Work to be completed — Copy, from the entries below, each line where the word "this" can be found.

Data provided —
══════════════════════════════

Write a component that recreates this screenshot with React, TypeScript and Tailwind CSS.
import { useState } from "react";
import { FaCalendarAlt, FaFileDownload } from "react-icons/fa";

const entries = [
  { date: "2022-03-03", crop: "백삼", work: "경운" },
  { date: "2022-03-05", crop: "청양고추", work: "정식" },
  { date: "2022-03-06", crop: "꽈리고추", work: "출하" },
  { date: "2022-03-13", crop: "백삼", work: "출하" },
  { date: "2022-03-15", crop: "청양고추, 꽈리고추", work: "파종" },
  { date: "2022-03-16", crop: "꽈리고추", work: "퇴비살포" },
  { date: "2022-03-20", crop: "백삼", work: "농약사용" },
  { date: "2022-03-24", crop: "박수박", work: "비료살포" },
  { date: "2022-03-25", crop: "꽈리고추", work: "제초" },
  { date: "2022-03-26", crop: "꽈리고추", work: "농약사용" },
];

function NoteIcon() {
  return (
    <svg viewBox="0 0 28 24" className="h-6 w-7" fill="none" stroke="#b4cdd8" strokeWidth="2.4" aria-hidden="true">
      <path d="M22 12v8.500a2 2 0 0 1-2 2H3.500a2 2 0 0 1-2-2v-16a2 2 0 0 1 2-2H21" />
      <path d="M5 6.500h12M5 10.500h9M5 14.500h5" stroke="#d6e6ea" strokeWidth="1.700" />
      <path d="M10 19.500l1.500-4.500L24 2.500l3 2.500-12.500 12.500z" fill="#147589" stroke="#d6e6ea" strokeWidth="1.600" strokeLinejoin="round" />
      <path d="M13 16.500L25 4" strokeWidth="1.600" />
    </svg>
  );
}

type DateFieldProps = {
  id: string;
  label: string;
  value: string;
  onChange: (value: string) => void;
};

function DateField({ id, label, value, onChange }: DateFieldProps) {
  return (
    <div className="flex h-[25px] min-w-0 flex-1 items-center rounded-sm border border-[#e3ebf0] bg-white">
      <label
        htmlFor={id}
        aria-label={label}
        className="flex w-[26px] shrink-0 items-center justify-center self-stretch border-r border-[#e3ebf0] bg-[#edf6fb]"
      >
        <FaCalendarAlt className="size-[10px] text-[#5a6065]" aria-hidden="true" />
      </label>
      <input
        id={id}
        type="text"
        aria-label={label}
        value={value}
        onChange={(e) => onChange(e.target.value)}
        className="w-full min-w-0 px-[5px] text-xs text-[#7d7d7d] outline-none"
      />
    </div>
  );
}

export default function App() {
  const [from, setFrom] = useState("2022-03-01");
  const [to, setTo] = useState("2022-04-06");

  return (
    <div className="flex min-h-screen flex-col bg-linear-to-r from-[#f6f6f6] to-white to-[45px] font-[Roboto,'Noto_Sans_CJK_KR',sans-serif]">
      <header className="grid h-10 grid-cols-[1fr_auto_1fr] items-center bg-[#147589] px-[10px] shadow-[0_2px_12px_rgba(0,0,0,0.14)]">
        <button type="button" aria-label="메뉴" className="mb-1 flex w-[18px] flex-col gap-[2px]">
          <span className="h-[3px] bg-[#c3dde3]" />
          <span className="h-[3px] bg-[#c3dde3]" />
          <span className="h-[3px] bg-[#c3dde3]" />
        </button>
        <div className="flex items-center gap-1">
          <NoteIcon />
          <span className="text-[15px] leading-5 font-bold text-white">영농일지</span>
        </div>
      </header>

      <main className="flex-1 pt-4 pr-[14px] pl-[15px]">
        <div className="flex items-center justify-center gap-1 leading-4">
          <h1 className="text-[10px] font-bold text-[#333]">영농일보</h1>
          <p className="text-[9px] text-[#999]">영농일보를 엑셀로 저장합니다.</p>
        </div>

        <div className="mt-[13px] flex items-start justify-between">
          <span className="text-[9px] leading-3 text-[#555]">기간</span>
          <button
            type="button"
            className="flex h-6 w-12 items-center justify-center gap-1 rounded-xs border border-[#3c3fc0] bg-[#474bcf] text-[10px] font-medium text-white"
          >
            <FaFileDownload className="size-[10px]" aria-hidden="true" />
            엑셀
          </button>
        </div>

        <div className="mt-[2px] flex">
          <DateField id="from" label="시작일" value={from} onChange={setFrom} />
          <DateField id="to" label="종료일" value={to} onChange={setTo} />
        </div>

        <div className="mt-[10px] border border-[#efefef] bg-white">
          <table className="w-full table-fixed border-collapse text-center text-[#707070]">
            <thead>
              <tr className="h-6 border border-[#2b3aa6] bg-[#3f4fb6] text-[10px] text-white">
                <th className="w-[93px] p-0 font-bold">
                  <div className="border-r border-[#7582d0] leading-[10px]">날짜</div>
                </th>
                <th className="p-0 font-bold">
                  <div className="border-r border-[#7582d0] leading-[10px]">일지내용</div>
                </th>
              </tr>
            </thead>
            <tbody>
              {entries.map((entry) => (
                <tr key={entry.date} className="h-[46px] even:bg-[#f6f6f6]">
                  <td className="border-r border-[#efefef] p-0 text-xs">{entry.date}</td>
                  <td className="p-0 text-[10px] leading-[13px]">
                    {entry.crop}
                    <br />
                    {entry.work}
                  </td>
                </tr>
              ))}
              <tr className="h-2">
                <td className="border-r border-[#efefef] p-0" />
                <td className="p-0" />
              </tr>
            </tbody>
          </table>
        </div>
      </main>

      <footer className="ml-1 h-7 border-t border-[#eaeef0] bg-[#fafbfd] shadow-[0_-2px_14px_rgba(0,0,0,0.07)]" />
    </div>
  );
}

══════════════════════════════

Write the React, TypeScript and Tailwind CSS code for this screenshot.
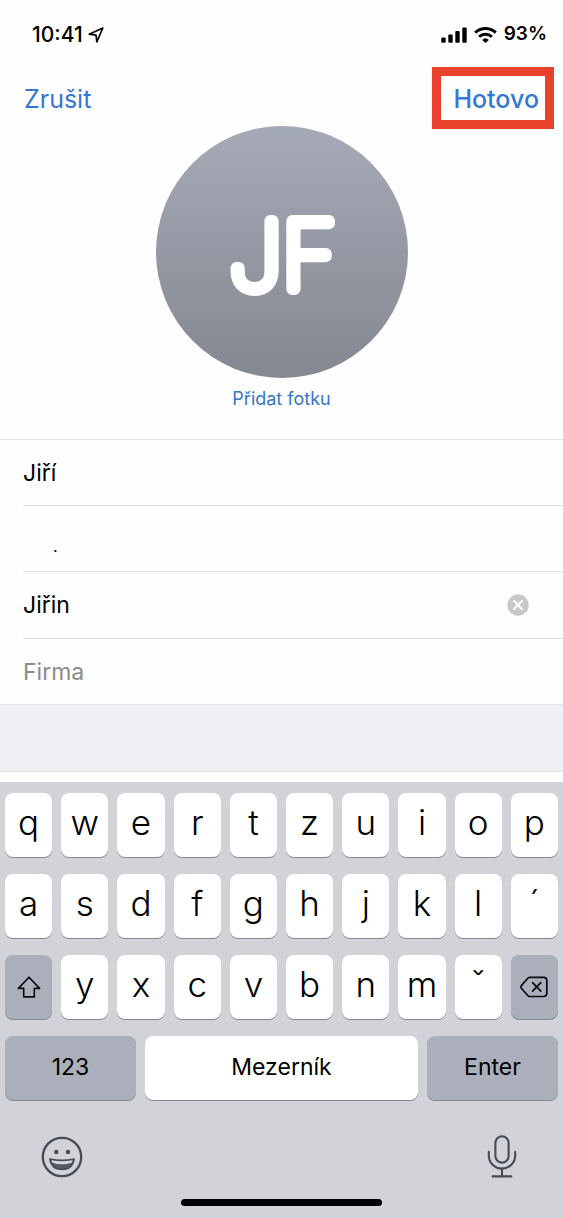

══════════════════════════════

Answer in full —
Write a component that recreates this screenshot with React, TypeScript and Tailwind CSS.
Write the React, TypeScript and Tailwind CSS code for this screenshot.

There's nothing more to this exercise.